Quisiera uno creer que el atolladero en el que llevamos ya tanto tiempo y parecemos condenados a permanecer es fruto de una coyuntura desdichada, marcada entre otras cosas por la presencia en primera línea de personas que se han hecho a vivir con el motor gripado y gripándole el motor al resto, y que en el momento en que esas personas empiecen a dejar paso a otras, se impondrá el sentido común, y sobre todo el escarmiento que debería haber sido, para todos, la suma de reveses y desatinos colectivos a los que hemos asistido en los últimos meses.
Parece por otra parte evidente que, al margen de que cada cual pague por sus errores, y algunos han sido muy graves y no pueden no salir caros, el remedio para el mal común que nos aqueja no va a poder ser la imposición ni el sobreponerse de uno sobre otro: yerra tanto quien fía todo a la energía y contundencia de la represión de las
conductas desviadas, como los que en su día apostaron —y no parece que terminen de dejar de apostar— por un pronunciamiento que haga valer la causa, supuestamente inmanente e inapelable, de un sentimiento nacional que se ha demostrado anémico e insuficiente para llevar a cabo la hazaña que tuvo la imprudencia de proponerse y hasta intentar.
Parece, como consecuencia de lo anterior, que la única vía que todo el mundo debería estar explorando, con ánimo de adelantarse con sus propuestas al de enfrente antes que arrastrando los pies, es la de cómo llegar a poder plantear ese diálogo del que todo el mundo habla y que nadie ha demostrado el más mínimo interés real en practicar.
Deberían los defensores del Estado que ya existe aprestarse a proponer anclajes verosímiles para que a los fugitivos les resulte cada vez más difícil proclamar la inevitabilidad de la ruptura; y deberían los defensores del Estado que no logra ser reconducir sus energías a mantener su programa, incluida la aspiración a la independencia, en el territorio de lo factible y fecundo, abandonando el recurso exasperante a lo que hoy por hoy, y va para rato, es sólo quimera estéril.
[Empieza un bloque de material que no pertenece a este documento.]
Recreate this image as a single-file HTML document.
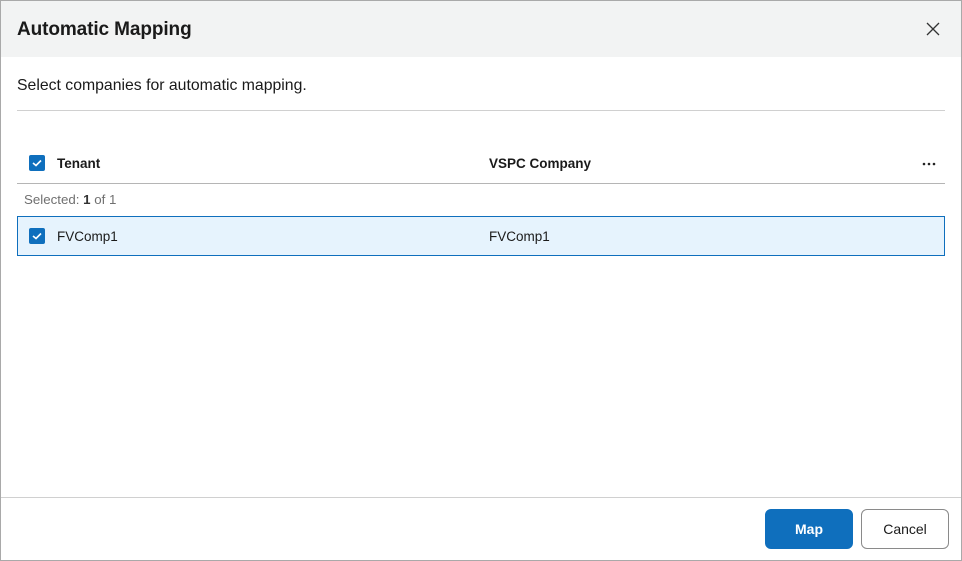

Sobre esta base, que es la de la disposición a renunciar, es sobre la que puede, por parte de todos, construirse un diálogo que lo sea y conduzca a alguna parte. La duda es si todos estos meses y años de regocijo en el desencuentro no han producido demasiados practicantes ufanos del encono y del bloqueo; gentes que han encontrado en cegarnos el pasadizo su forma de realización personal, moral, emocional y hasta su modus vivendi; gentes que están por todas partes, no sólo en la primera fila o en los puestos de responsabilidad, y a ambos lados de la controversia. La duda es si podremos dialogar, sin pasar antes por una reeducación larga, ardua y costosa, que nos saque de aquí.